Question from Paul J. Smith, Ed.D., Facilitator, Accelerated Learning Center, Little Rock School District:
How important is mentoring with experienced teachers in helping new teachers to be more satisfied at school?

Michelle Armstrong:
Very important! For ex., see “In Their Own Words” in this year’s Survey. So many talked about how much they learned from their mentor teachers, both while student teaching and on-the-job. We’ve also learned that pairing the new with the experienced is more common today than it was years ago, based upon questions we asked new and veteran teachers about what, if any, mentoring they received. Teaching is a job that requires newcomers to perform up-to-speed beginning Day 1, so having a helping hand along the way is something many have said is invaluable.

Question from Miles Myers, Senior Researcher, ISCA, Los Angeles:
How does per-pupil funding in the districts where teachers work correlate with teacher satisfaction measures?

Dana Markow:
We did not analyze the data by per-pupil funding. However, we found that teachers in schools with predominantly low-income students (more than two-thirds) were less likely than others to be very satisfied with their careers. Forty-six percent of teachers in schools with predominantly low-income students were very satisfied with their careers, compared to 63% of teachers in schools with one-third or fewer low-income students.

Question from Nancy Pettigrew, owner, The Healthy Workplace, Ltd.:
What do you feel is the impact of school climate and/or culture on teacher performance, satisfaction and retention?

Michelle Armstrong:
According to our findings, when teachers feel they are working in unsupportive environments (e.g., not askedf or their opinions, not treated with respect), they are more likely to say they will leave the profession. This shows the effects of this kind of climate on satisfaction and retention.

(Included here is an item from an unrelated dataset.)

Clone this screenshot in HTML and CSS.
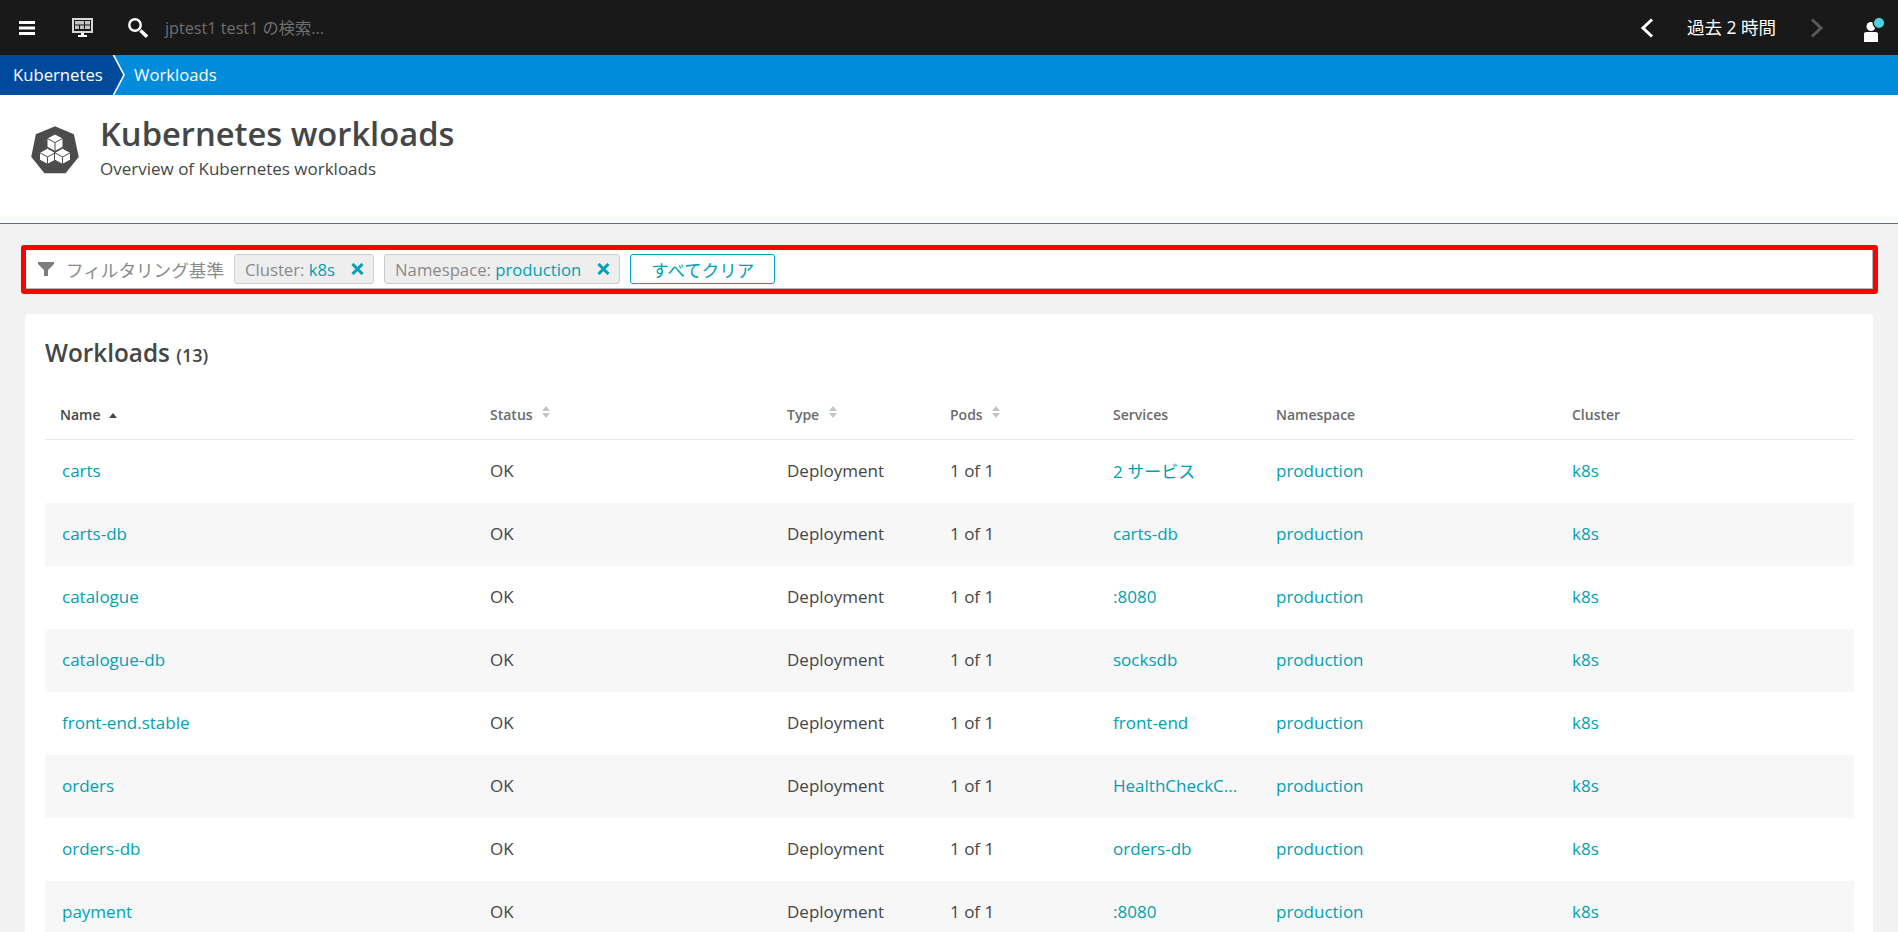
FILE: index.html
```html
<!DOCTYPE html>
<html lang="en">
<head>
  <meta charset="UTF-8" />
  <title>Kubernetes workloads</title>
  <link rel="stylesheet" href="styles.css">
</head>
<body>
  <div class="topbar">
    <svg class="menu-icon" width="16" height="14" viewBox="0 0 16 14"><path d="M0 0h16v3H0zM0 5.500h16v3H0zM0 11h16v3H0z" fill="#fff"/></svg>
    <svg class="screen-icon" width="21" height="19" viewBox="0 0 21 19"><path d="M0 0h21v15H0z" fill="#d8d8d8"/><path d="M2 2h17v11H2z" fill="#191919"/><path d="M3 3h9v3.500H3zM13 3h5v3.500h-5zM3 7.500h4V11H3zM8 7.500h4V11H8zM13 7.500h5V11h-5z" fill="#c4c4c4"/><path d="M9 15h3v2h3v2H6v-2h3z" fill="#fff"/></svg>
    <svg class="search-icon" width="20" height="20" viewBox="0 0 20 20"><circle cx="7" cy="7" r="5.700" fill="none" stroke="#fff" stroke-width="2.400"/><path d="M12.500 12.500l6.500 6.200" stroke="#fff" stroke-width="3.400"/></svg>
    <span class="search-text">jptest1 test1 の検索...</span>
    <div class="topbar-right">
      <svg width="14" height="20" viewBox="0 0 14 20"><path d="M12 1.500L3 10l9 8.500" fill="none" stroke="#fff" stroke-width="3"/></svg>
      <span class="timeframe">過去 2 時間</span>
      <svg class="next" width="14" height="20" viewBox="0 0 14 20"><path d="M2 1.500l9 8.500-9 8.500" fill="none" stroke="#5a5a5a" stroke-width="3"/></svg>
      <svg class="user-icon" width="20" height="24" viewBox="0 0 20 24">
        <circle cx="7" cy="8.500" r="4.500" fill="#fff"/>
        <path d="M2 14h10l2 1v9H0v-9z" fill="#fff"/>
        <circle cx="15" cy="5" r="5.800" fill="#4fd0dd" stroke="#191919" stroke-width="1.400"/>
      </svg>
    </div>
  </div>

  <div class="breadcrumbs">
    <div class="crumb-first">Kubernetes</div>
    <svg class="crumb-arrow" width="13" height="40" viewBox="0 0 13 40"><path d="M0 0h1l11 20L1 40H0z" fill="#004a9c"/><path d="M1 -1l11 21L1 41" fill="none" stroke="#fff" stroke-width="1.600"/></svg>
    <div class="crumb">Workloads</div>
  </div>

  <div class="page-header">
    <svg class="page-icon" width="60" height="60" viewBox="0 0 60 60">
      <path d="M30 7.300L48 15l4.700 21.700L40 52.300H20L7.300 36.700 11.700 15z" fill="#4c4c4c" stroke="#4c4c4c" stroke-width="2" stroke-linejoin="round"/>
      <g fill="#fff" stroke="#4c4c4c" stroke-width="1">
        <path d="M30 14l8 4.300v8.700l-8 4.300-8-4.300v-8.700z"/>
        <path d="M22.500 28.300l8 4.300v7.400l-8 4.300-8-4.300v-7.400z"/>
        <path d="M37.500 28.300l8 4.300v7.400l-8 4.300-8-4.300v-7.400z"/>
        <path d="M22 18.300l8 4.300 8-4.300M30 22.600V31M14.500 32.600l8 4.300 8-4.300M22.500 36.900v7.400M29.500 32.600l8 4.300 8-4.300M37.500 36.900v7.400" fill="none"/>
      </g>
    </svg>
    <div>
      <h1>Kubernetes workloads</h1>
      <p>Overview of Kubernetes workloads</p>
    </div>
  </div>

  <div class="content">
    <div class="filter-bar">
      <svg class="filter-icon" width="16" height="14" viewBox="0 0 16 14"><path d="M0 0h16v2l-6 6v6H6V8L0 2z" fill="#7d7d7d"/></svg>
      <span class="filter-label">フィルタリング基準</span>
      <span class="tag">Cluster:&nbsp;<b>k8s</b><svg width="13" height="12" viewBox="0 0 13 12"><path d="M1.500 1l10 10M11.500 1l-10 10" stroke="#00a1b2" stroke-width="3"/></svg></span>
      <span class="tag">Namespace:&nbsp;<b>production</b><svg width="13" height="12" viewBox="0 0 13 12"><path d="M1.500 1l10 10M11.500 1l-10 10" stroke="#00a1b2" stroke-width="3"/></svg></span>
      <button class="clear-btn">すべてクリア</button>
    </div>

    <div class="card">
      <h2>Workloads <small>(13)</small></h2>
      <div class="row head">
        <div class="name">Name <span class="sort-up"></span></div>
        <div class="status">Status <span class="sort"></span></div>
        <div class="type">Type <span class="sort"></span></div>
        <div class="pods">Pods <span class="sort"></span></div>
        <div class="services">Services</div>
        <div class="ns">Namespace</div>
        <div class="cluster">Cluster</div>
      </div>
      <div class="row">
        <div class="name"><a>carts</a></div><div class="status">OK</div><div class="type">Deployment</div><div class="pods">1 of 1</div>
        <div class="services"><a>2 サービス</a></div><div class="ns"><a>production</a></div><div class="cluster"><a>k8s</a></div>
      </div>
      <div class="row">
        <div class="name"><a>carts-db</a></div><div class="status">OK</div><div class="type">Deployment</div><div class="pods">1 of 1</div>
        <div class="services"><a>carts-db</a></div><div class="ns"><a>production</a></div><div class="cluster"><a>k8s</a></div>
      </div>
      <div class="row">
        <div class="name"><a>catalogue</a></div><div class="status">OK</div><div class="type">Deployment</div><div class="pods">1 of 1</div>
        <div class="services"><a>:8080</a></div><div class="ns"><a>production</a></div><div class="cluster"><a>k8s</a></div>
      </div>
      <div class="row">
        <div class="name"><a>catalogue-db</a></div><div class="status">OK</div><div class="type">Deployment</div><div class="pods">1 of 1</div>
        <div class="services"><a>socksdb</a></div><div class="ns"><a>production</a></div><div class="cluster"><a>k8s</a></div>
      </div>
      <div class="row">
        <div class="name"><a>front-end.stable</a></div><div class="status">OK</div><div class="type">Deployment</div><div class="pods">1 of 1</div>
        <div class="services"><a>front-end</a></div><div class="ns"><a>production</a></div><div class="cluster"><a>k8s</a></div>
      </div>
      <div class="row">
        <div class="name"><a>orders</a></div><div class="status">OK</div><div class="type">Deployment</div><div class="pods">1 of 1</div>
        <div class="services"><a>HealthCheckC...</a></div><div class="ns"><a>production</a></div><div class="cluster"><a>k8s</a></div>
      </div>
      <div class="row">
        <div class="name"><a>orders-db</a></div><div class="status">OK</div><div class="type">Deployment</div><div class="pods">1 of 1</div>
        <div class="services"><a>orders-db</a></div><div class="ns"><a>production</a></div><div class="cluster"><a>k8s</a></div>
      </div>
      <div class="row">
        <div class="name"><a>payment</a></div><div class="status">OK</div><div class="type">Deployment</div><div class="pods">1 of 1</div>
        <div class="services"><a>:8080</a></div><div class="ns"><a>production</a></div><div class="cluster"><a>k8s</a></div>
      </div>
    </div>
  </div>
</body>
</html>
```

FILE: styles.css
```css
html, body {
  height: 100%;
  overflow: hidden;
}
body {
  margin: 0;
  background: #f2f2f2;
  color: #454646;
  font-family: "Open Sans", "Noto Sans CJK JP", sans-serif;
  font-size: 17px;
}
.topbar {
  height: 55px;
  background: #191919;
  display: flex;
  align-items: center;
  padding-left: 19px;
}
.menu-icon {
  margin-right: 37px;
}
.screen-icon {
  margin-right: 35px;
}
.search-text {
  margin: 0 0 2px 17px;
  color: #6f6f6f;
  font-size: 16.2px;
}
.topbar-right {
  margin-left: auto;
  display: flex;
  align-items: center;
  color: #fff;
  padding-right: 14px;
}
.timeframe {
  margin: 0 34px 2px 33px;
  font-size: 17.5px;
}
.user-icon {
  margin: 4px 0 0 40px;
}
.breadcrumbs {
  height: 40px;
  background: #008cdb;
  display: flex;
  align-items: center;
  color: #fff;
  font-size: 16.7px;
}
.crumb-first {
  height: 40px;
  line-height: 40px;
  background: #004a9c;
  padding-left: 13px;
  width: 99px;
}
.crumb-arrow + .crumb {
  margin: 0 0 1px 9px;
}
.page-header {
  height: 129px;
  box-sizing: border-box;
  background: #fff;
  border-bottom: 1px solid #008cdb;
  display: flex;
  padding-left: 25px;
}
.page-icon {
  margin-top: 25px;
  margin-right: 15px;
}
h1 {
  margin: 19px 0 0;
  font-size: 32.7px;
  font-weight: 600;
  line-height: 40px;
}
.page-header p {
  margin: 4px 0 0;
  line-height: 22px;
}
.content {
  padding: 21px 20px 0 21px;
}
.filter-bar {
  height: 49px;
  box-sizing: border-box;
  border: 5px solid #ff0000;
  border-radius: 3px;
  box-shadow: inset -1px -1px 0 #b5b5b5;
  display: flex;
  align-items: center;
  background: #fff;
  padding: 0 0 1px 12px;
}
.filter-label {
  margin-left: 12px;
  color: #8a8a8a;
  font-size: 17.6px;
}
.tag {
  margin-left: 10px;
  height: 30px;
  box-sizing: border-box;
  padding: 0 9px 0 10px;
  border: 1px solid #cccccc;
  border-radius: 3px;
  background: #eeeeee;
  color: #8a8a8a;
  font-size: 16.7px;
  display: flex;
  align-items: center;
}
.tag b {
  font-weight: 400;
  color: #00a1b2;
}
.tag svg {
  margin-left: 16px;
}
.clear-btn {
  margin-left: 10px;
  width: 145px;
  height: 30px;
  padding: 0;
  border: 1px solid #00a1b2;
  border-radius: 3px;
  background: #fff;
  color: #00a1b2;
  font-family: inherit;
  font-size: 17.5px;
}
.card {
  margin: 20px 5px 0 4px;
  background: #fff;
  border-radius: 3px;
  padding: 0 19px 0 20px;
}
h2 {
  margin: 0;
  padding-top: 23px;
  height: 75px;
  box-sizing: border-box;
  font-size: 24.3px;
  font-weight: 600;
  line-height: 32px;
}
h2 small {
  font-size: 18px;
}
.row {
  display: flex;
  height: 63px;
  box-sizing: border-box;
  padding-bottom: 2px;
  align-items: center;
}
.row:nth-child(even) {
  background: #f7f7f7;
}
.row.head {
  height: 51px;
  padding-bottom: 0;
  background: #fff;
  border-bottom: 1px solid #e6e6e6;
  font-size: 14px;
  font-weight: 600;
  color: #6b6b6b;
}
.row.head .name {
  color: #454646;
  padding-left: 15px;
}
.row a {
  color: #00a1b2;
}
.name {
  width: 445px;
  box-sizing: border-box;
  padding-left: 17px;
}
.status {
  width: 297px;
}
.type {
  width: 163px;
}
.pods {
  width: 163px;
}
.services {
  width: 163px;
}
.ns {
  width: 296px;
}
.cluster {
  flex: 1;
}
.sort, .sort-up {
  display: inline-block;
  margin-left: 6px;
  vertical-align: middle;
}
.sort-up {
  margin-left: 5px;
  width: 0;
  height: 0;
  border: 4px solid transparent;
  border-top: 0;
  border-bottom: 5px solid #454646;
}
.sort {
  width: 0;
  height: 0;
  border: 4px solid transparent;
  border-top: 5px solid #c4c4c4;
  border-bottom: 0;
  position: relative;
}
.sort::before {
  content: "";
  position: absolute;
  left: -4px;
  top: -12px;
  border: 4px solid transparent;
  border-top: 0;
  border-bottom: 5px solid #c4c4c4;
}
```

Question from Paul J. Smith, Ed.D., Facilitator, Accelerated Learning Center, Little Rock School District:
A big factor in how satisfied teachers are at the work site is how well they get along with the principal. What can principals do to encourage more teacher satisfaction?

Michelle Armstrong:
Be available, listen and respond! When a principal is thought to be inaccessible, teachers see this as lack of leadership and an impediment to getting their voices and concerns heard. And, if they aren’t heard, no action, no response is expected. We’ve asked teachers about this in our Surveys (e.g., see 2003), and sometimes there can be a disconnect b/w how teachers see principals and how principals see themeselves. Just knowing someone is steering the ship can make a big difference in feelings of satisfaction.

Question from Paul J. Smith, Ed.D., Facilitator, Accelerated Learning Center, Little Rock School District:
Please summarize how parents can help to improve teacher morale in the school?

Michelle Armstrong:
I don’t think it’s the job of parents alone. True, teachers in the Survey talked about not feeling respected as a professional, but respect goes both ways. Teachers need skills to communicate with parents effectively, regardless of the school setting (urban, suburban, rural) in which they work; parents need to understand that teachers face numerous challenges in their work, and their child is only on of many they teach each day. I think open dialog about these and related issues would better get key issues on the table, and result in better parent-teacher relationships that could boost the morale of both.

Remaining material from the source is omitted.